• _Task brief_: In the records that follow, show each line where the word "screenshot" is present.

Pages as source code:
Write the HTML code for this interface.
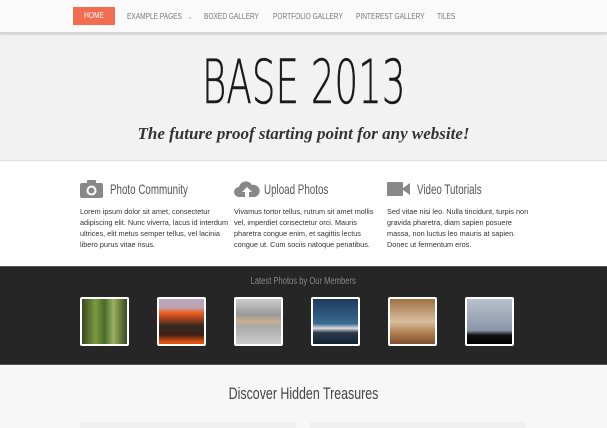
<!DOCTYPE html>
<html><head><meta charset="utf-8"><style>
*{margin:0;padding:0;box-sizing:border-box}
body{width:607px;height:427px;overflow:hidden;background:#f7f7f7;font-family:"Liberation Sans",sans-serif;position:relative}
.n{display:inline-block;transform-origin:0 50%}
.nav{position:absolute;left:0;top:0;width:607px;height:34px;background:#fafafa;border-bottom:2px solid #d6d6d6;box-shadow:0 1px 3px rgba(0,0,0,.15)}
.nav>span{position:absolute;top:12px;font-size:8px;color:#777;transform:scaleX(.82);transform-origin:0 50%;white-space:nowrap}
.home{position:absolute;left:73px;top:7px;width:42px;height:18px;background:#f26c4f;color:#fff;font-size:8px;text-align:center;line-height:18px}
.hdr{position:absolute;left:0;top:36px;width:607px;height:125px;background:#f2f2f2;border-bottom:1px solid #e2e2e2}
.title{position:absolute;left:0;top:48px;width:607px;text-align:center;font-family:"DejaVu Sans",sans-serif;font-weight:200;font-size:61px;color:#1a1a1a;line-height:70px;-webkit-text-stroke:0.5px #1a1a1a}
.title span{display:inline-block;transform:scaleX(.61)}
.tag{position:absolute;left:0;top:124px;width:607px;text-align:center;font-family:"Liberation Serif",serif;font-style:italic;font-weight:bold;font-size:17px;color:#333}
.feat{position:absolute;left:0;top:162px;width:607px;height:105px;background:#fff}
.col{position:absolute;top:180px;width:150px}
.col h3{font-weight:normal;font-size:14px;color:#555;height:18px;padding-left:30px;line-height:18px;white-space:nowrap}
.col h3 span{display:inline-block;transform:scaleX(.7);transform-origin:0 50%}
.col p{margin-top:8px;font-size:7.3px;line-height:11px;color:#333}
.ic{position:absolute;left:0;top:0}
.dark{position:absolute;left:0;top:266px;width:607px;height:99px;background:#262626;border-top:1px solid #555;border-bottom:1px solid #555}
.lp{position:absolute;left:0;top:276px;width:607px;text-align:center;color:#888;font-size:10px}
.lp span,.disc span{display:inline-block;transform:scaleX(.76)}
.th{position:absolute;top:297px;width:49px;height:49px;border:2px solid #fff;border-radius:2px}
.disc{position:absolute;left:0;top:384px;width:607px;text-align:center;font-size:17px;color:#444}
.disc span{transform:scaleX(.73)}
.bx{position:absolute;top:422px;height:6px;width:216px;background:#efefef}
</style></head><body>
<div class="nav">
<div class="home"><span class="n" style="transform:scaleX(.82);transform-origin:50% 50%">HOME</span></div>
<span style="left:127px">EXAMPLE PAGES &nbsp;&nbsp;<span style="color:#aaa">⌄</span></span>
<span style="left:204px">BOXED GALLERY</span>
<span style="left:273px">PORTFOLIO GALLERY</span>
<span style="left:356px">PINTEREST GALLERY</span>
<span style="left:437px">TILES</span>
</div>
<div class="hdr"></div>
<div class="title"><span>BASE 2013</span></div>
<div class="tag">The future proof starting point for any website!</div>
<div class="feat"></div>
<div class="col" style="left:80px"><svg class="ic" width="23" height="18" viewBox="0 0 23 18"><rect x="0" y="3" width="23" height="15" rx="2" fill="#888"/><rect x="7" y="0" width="9" height="5" rx="1" fill="#888"/><circle cx="11.5" cy="10.5" r="5" fill="#fff"/><circle cx="11.5" cy="10.5" r="3" fill="#888"/></svg><h3><span>Photo Community</span></h3><p>Lorem ipsum dolor sit amet, consectetur adipiscing elit. Nunc viverra, lacus id interdum ultrices, elit metus semper tellus, vel lacinia libero purus vitae risus.</p></div>
<div class="col" style="left:234px"><svg class="ic" width="26" height="18" viewBox="0 0 26 18"><path d="M5 17a5 5 0 0 1 0-10a7 7 0 0 1 13-2a5 5 0 0 1 3 12z" fill="#888"/><path d="M13 7l-5 5h3v5h4v-5h3z" fill="#fff"/></svg><h3><span>Upload Photos</span></h3><p>Vivamus tortor tellus, rutrum sit amet mollis vel, imperdiet consectetur orci. Mauris pharetra congue enim, et sagittis lectus congue ut. Cum sociis natoque penatibus.</p></div>
<div class="col" style="left:387px"><svg class="ic" width="24" height="18" viewBox="0 0 24 18"><rect x="0" y="2" width="16" height="14" rx="1" fill="#888"/><path d="M16 8l7-5v12l-7-5z" fill="#888"/></svg><h3><span>Video Tutorials</span></h3><p>Sed vitae nisi leo. Nulla tincidunt, turpis non gravida pharetra, diam sapien posuere massa, non luctus leo mauris at sapien. Donec ut fermentum eros.</p></div>
<div class="dark"></div>
<div class="lp"><span>Latest Photos by Our Members</span></div>
<div class="th" style="left:80px;background:linear-gradient(90deg,#3a4a20,#7a9a40 30%,#4a6a2a 50%,#9ab060 70%,#3a4a20)"></div>
<div class="th" style="left:157px;background:linear-gradient(180deg,#b8a8c0 0%,#c0a0b0 20%,#f06020 30%,#a04020 45%,#302820 60%,#402018 80%,#e05010 95%)"></div>
<div class="th" style="left:234px;background:linear-gradient(180deg,#ccc,#999 35%,#c8b090 50%,#aaa 60%,#ccc)"></div>
<div class="th" style="left:311px;background:linear-gradient(180deg,#1d3a5e,#3a6a90 55%,#ddd 65%,#2a3a4a 75%,#123)"></div>
<div class="th" style="left:388px;background:linear-gradient(180deg,#a07040,#d8c0a0 50%,#b08050 75%,#805030)"></div>
<div class="th" style="left:465px;background:linear-gradient(180deg,#b8c0cc,#8a96a8 70%,#111 80%,#000)"></div>
<div class="disc"><span>Discover Hidden Treasures</span></div>
<div class="bx" style="left:80px"></div>
<div class="bx" style="left:310px"></div>
</body></html>
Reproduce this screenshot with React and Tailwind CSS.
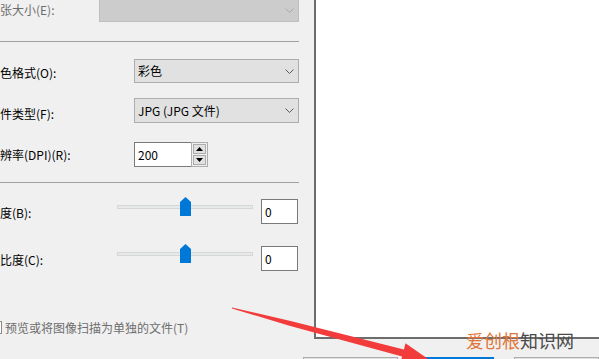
import React from "react";

const Chevron = ({ color = "#5a5a5a" }) => (
  <svg width="9" height="5" viewBox="0 0 9 5" className="shrink-0">
    <polyline points="0.5,0.5 4.5,4.5 8.5,0.5" fill="none" stroke={color} strokeWidth="1" />
  </svg>
);

const Select = ({ value, width, disabled }) => (
  <div
    className={
      disabled
        ? "flex h-full items-center justify-end border border-[#bfbfbf] bg-[#cccccc] pr-[4px]"
        : "flex h-full items-center justify-between border border-[#adadad] bg-[#e1e1e1] pl-[3px] pr-[4px]"
    }
    style={{ width }}
  >
    {value && <span className="text-[12px] leading-[14px] text-black">{value}</span>}
    <Chevron color={disabled ? "#a8a8a8" : "#5a5a5a"} />
  </div>
);

const Slider = () => (
  <div className="relative mt-[-2px] flex h-[19px] w-[136px] shrink-0 flex-col">
    <div className="mt-[8px] h-[4px] w-full border border-[#d6d6d6] bg-[#e7eaea]" />
    {/* thumb sits over the track */}
    <svg width="11" height="19" viewBox="0 0 11 19" className="absolute left-[63px] top-0">
      <polygon points="0,5 5.5,0 11,5 11,19 0,19" fill="#0078d7" />
    </svg>
  </div>
);

const ValueBox = () => (
  <div className="ml-[8px] flex h-[25px] w-[37px] shrink-0 items-center border border-[#7a7a7a] bg-white pl-[3px] text-[12px] leading-[14px] text-black">
    0
  </div>
);

export default function App() {
  return (
    <div className="relative h-[359px] w-[599px] overflow-hidden bg-[#f0f0f0] font-['Noto_Sans_CJK_SC',sans-serif] text-[12px] text-black">
      <div className="flex h-[339px]">
        {/* left settings column */}
        <div className="flex w-[314px] shrink-0 flex-col">
          <div className="mt-[-2px] flex h-[24px] items-center">
            <span className="w-[99px] shrink-0 leading-[12px] text-[#6d6d6d]">张大小(E):</span>
            <Select width={200} disabled />
          </div>

          <div className="mt-[19px] h-px w-[299px] bg-[#a0a0a0]" />

          <div className="mt-[17px] flex h-[24px] items-center">
            <span className="w-[134px] shrink-0 pt-[3px] leading-[12px]">色格式(O):</span>
            <Select width={165} value="彩色" />
          </div>

          <div className="mt-[15px] flex h-[25px] items-center">
            <span className="w-[134px] shrink-0 pt-[6px] leading-[12px]">件类型(F):</span>
            <Select width={165} value="JPG (JPG 文件)" />
          </div>

          <div className="mt-[19px] flex h-[25px] items-center">
            <span className="w-[134px] shrink-0 leading-[12px]">辨率(DPI)(R):</span>
            <div className="flex h-[25px] w-[57px] items-center border border-r-0 border-[#7a7a7a] bg-white pl-[3px] leading-[14px]">
              200
            </div>
            <div className="flex h-[25px] w-[17px] flex-col gap-px border border-[#adadad] bg-[#f0f0f0] p-px">
              <div className="flex flex-1 items-center justify-center border border-[#adadad] bg-[#e1e1e1]">
                <svg width="7" height="4" viewBox="0 0 7 4">
                  <polygon points="0,4 3.5,0 7,4" fill="#000" />
                </svg>
              </div>
              <div className="flex flex-1 items-center justify-center border border-[#adadad] bg-[#e1e1e1]">
                <svg width="7" height="4" viewBox="0 0 7 4">
                  <polygon points="0,0 3.5,4 7,0" fill="#000" />
                </svg>
              </div>
            </div>
          </div>

          <div className="mt-[15px] h-px w-[299px] bg-[#a0a0a0]" />

          <div className="mt-[16px] flex h-[25px] items-start">
            <span className="mt-[8px] w-[117px] shrink-0 leading-[12px]">度(B):</span>
            <Slider />
            <ValueBox />
          </div>

          <div className="mt-[22px] flex h-[25px] items-start">
            <span className="mt-[8px] w-[117px] shrink-0 leading-[12px]">比度(C):</span>
            <Slider />
            <ValueBox />
          </div>

          <div className="mt-[50px] flex h-[13px] items-center">
            <div className="ml-[-11px] h-[13px] w-[13px] shrink-0 border border-[#8a8a8a] bg-white" />
            <span className="ml-[3px] leading-[12px] text-[#6d6d6d]">预览或将图像扫描为单独的文件(T)</span>
          </div>
        </div>

        {/* preview area */}
        <div className="h-[339px] flex-1 border-b-2 border-l-2 border-[#6d6d6d] bg-white" />
      </div>

      {/* bottom buttons */}
      <div className="mt-[18px] flex pl-[303px]">
        <div className="h-[23px] w-[100px] border border-[#adadad] bg-[#e1e1e1]" />
        <div className="ml-[20px] h-[23px] w-[80px] border border-[#0078d7] bg-[#0078d7]" />
        <div className="ml-[20px] h-[23px] w-[90px] border border-[#adadad] bg-[#e1e1e1]" />
      </div>

      {/* watermark */}
      <div className="absolute left-[466px] top-[329px] text-[18px] leading-[22px]">
        <span className="text-[#e0763a]">爱创根</span>
        <span className="text-[#4a4a4a]">知识网</span>
      </div>

      {/* red annotation arrow */}
      <svg className="pointer-events-none absolute left-0 top-0" width="599" height="359" viewBox="0 0 599 359">
        <polygon
          points="232,307.5 290.6,320.9 403.9,349.6 405.5,343.3 431,361 400.5,362.7 402.1,356.4 289.4,325.7 232,308.5"
          fill="#f23c3c"
        />
      </svg>
    </div>
  );
}
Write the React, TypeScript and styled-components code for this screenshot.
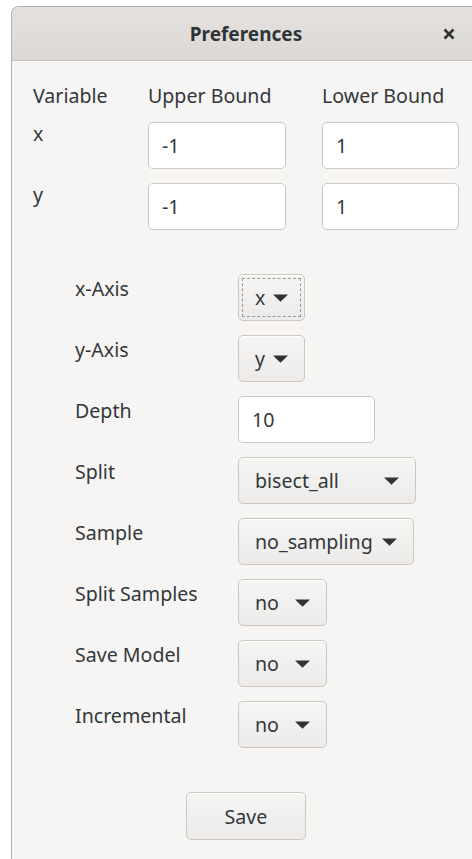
import styled, { createGlobalStyle } from "styled-components";

const GlobalStyle = createGlobalStyle`
  html, body {
    margin: 0;
    padding: 0;
    background: #ffffff;
    overflow: hidden;
  }

  body {
    font-family: "Noto Sans", "Open Sans", sans-serif;
    font-size: 19.6px;
    color: #33383a;
  }
`;

const StyledWindow = styled.div`
  display: flex;
  flex-direction: column;
  width: 468px;
  height: calc(100vh - 6px);
  margin: 6px 0 0 11px;
  border: 1px solid #b3afaa;
  border-bottom: none;
  border-radius: 8px 8px 0 0;
  background: #f6f5f4;
  overflow: hidden;
`;

const StyledTitleBar = styled.div`
  display: grid;
  grid-template-columns: 1fr auto 1fr;
  align-items: center;
  flex: none;
  height: 53px;
  padding: 0 19px;
  background: linear-gradient(#e4e1de, #dcd8d5);
  border-bottom: 1px solid #c4beb8;
`;

const StyledTitle = styled.h1`
  grid-column: 2;
  margin: 0;
  font-size: 19px;
  font-weight: 700;
  color: #2e3436;
`;

const StyledCloseButton = styled.button`
  justify-self: end;
  display: flex;
  align-items: center;
  justify-content: center;
  width: 24px;
  height: 24px;
  padding: 0;
  border: none;
  background: transparent;
`;

const StyledContent = styled.div`
  padding: 23px 21px 0 21px;
`;

const StyledBoundsGrid = styled.div`
  display: grid;
  grid-template-columns: 79px 138px 137px;
  column-gap: 36px;
  row-gap: 14px;
  align-items: start;
`;

const StyledCellText = styled.span`
  line-height: 24px;
  white-space: nowrap;
`;

const StyledEntry = styled.input<{ $width?: number }>`
  box-sizing: border-box;
  width: ${({ $width }) => ($width ? `${$width}px` : "100%")};
  height: 47px;
  padding: 0 13px;
  border: 1px solid #cdc7c2;
  border-radius: 5px;
  background: #ffffff;
  font: inherit;
  color: inherit;
  outline: none;
`;

const StyledOptionsGrid = styled.div`
  display: grid;
  grid-template-columns: 163px auto;
  row-gap: 14px;
  margin: 44px 0 0 42px;
  justify-items: start;
  align-items: start;
`;

const StyledOptionLabel = styled.span`
  padding-top: 3px;
  line-height: 24px;
  white-space: nowrap;
`;

const StyledDropdown = styled.button<{ $width: number; $focused?: boolean }>`
  box-sizing: border-box;
  display: flex;
  align-items: center;
  justify-content: space-between;
  width: ${({ $width }) => $width}px;
  height: 47px;
  padding: 0 16px;
  border: 1px solid #cdc7c2;
  border-radius: 5px;
  background: linear-gradient(#f6f5f4, #edebe9);
  box-shadow: inset 0 1px #ffffff;
  font: inherit;
  color: inherit;
  outline: ${({ $focused }) => ($focused ? "1px dashed #9a9895" : "none")};
  outline-offset: -5px;
`;

const StyledArrow = styled.svg`
  flex: none;
  width: 15px;
  height: 8px;
`;

const StyledSaveRow = styled.div`
  display: flex;
  justify-content: center;
  margin-top: 44px;
`;

const StyledSaveButton = styled.button`
  box-sizing: border-box;
  width: 120px;
  height: 48px;
  border: 1px solid #cdc7c2;
  border-radius: 5px;
  background: linear-gradient(#f6f5f4, #edebe9);
  box-shadow: inset 0 1px #ffffff;
  font: inherit;
  color: inherit;
`;

const Arrow = () => (
  <StyledArrow viewBox="0 0 15 8">
    <path d="M0 0.5 L15 0.5 L7.5 7.8 Z" fill="#2e3436" />
  </StyledArrow>
);

const Dropdown = ({ value, width, focused }: { value: string; width: number; focused?: boolean }) => (
  <StyledDropdown $width={width} $focused={focused}>
    <span>{value}</span>
    <Arrow />
  </StyledDropdown>
);

const bounds = [
  { name: "x", upper: "-1", lower: "1" },
  { name: "y", upper: "-1", lower: "1" },
];

const options = [
  { label: "Split", value: "bisect_all", width: 178 },
  { label: "Sample", value: "no_sampling", width: 176 },
  { label: "Split Samples", value: "no", width: 89 },
  { label: "Save Model", value: "no", width: 89 },
  { label: "Incremental", value: "no", width: 89 },
];

export default function App() {
  return (
    <>
      <GlobalStyle />
      <StyledWindow>
        <StyledTitleBar>
          <StyledTitle>Preferences</StyledTitle>
          <StyledCloseButton aria-label="Close">
            <svg width="12" height="12" viewBox="0 0 12 12">
              <path d="M1.5 1.5 L10.5 10.5 M10.5 1.5 L1.5 10.5" stroke="#2e3436" strokeWidth="2.6" />
            </svg>
          </StyledCloseButton>
        </StyledTitleBar>

        <StyledContent>
          <StyledBoundsGrid>
            <StyledCellText>Variable</StyledCellText>
            <StyledCellText>Upper Bound</StyledCellText>
            <StyledCellText>Lower Bound</StyledCellText>
            {bounds.map((b) => (
              <>
                <StyledCellText key={`${b.name}-label`}>{b.name}</StyledCellText>
                <StyledEntry key={`${b.name}-upper`} defaultValue={b.upper} />
                <StyledEntry key={`${b.name}-lower`} defaultValue={b.lower} />
              </>
            ))}
          </StyledBoundsGrid>

          <StyledOptionsGrid>
            <StyledOptionLabel>x-Axis</StyledOptionLabel>
            <Dropdown value="x" width={67} focused />
            <StyledOptionLabel>y-Axis</StyledOptionLabel>
            <Dropdown value="y" width={67} />
            <StyledOptionLabel>Depth</StyledOptionLabel>
            <StyledEntry $width={137} defaultValue="10" />
            {options.map((o) => (
              <>
                <StyledOptionLabel>{o.label}</StyledOptionLabel>
                <Dropdown value={o.value} width={o.width} />
              </>
            ))}
          </StyledOptionsGrid>

          <StyledSaveRow>
            <StyledSaveButton>Save</StyledSaveButton>
          </StyledSaveRow>
        </StyledContent>
      </StyledWindow>
    </>
  );
}
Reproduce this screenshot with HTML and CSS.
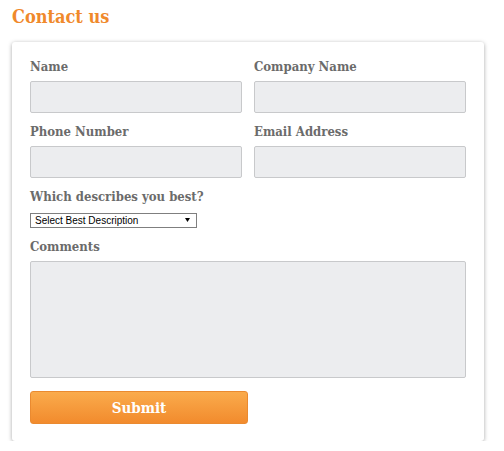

• _Output of the exercise_:
Reproduce this screenshot with React and Tailwind CSS.
Write the React, TypeScript and styled-components code for this screenshot.
Reproduce this screenshot with HTML and CSS.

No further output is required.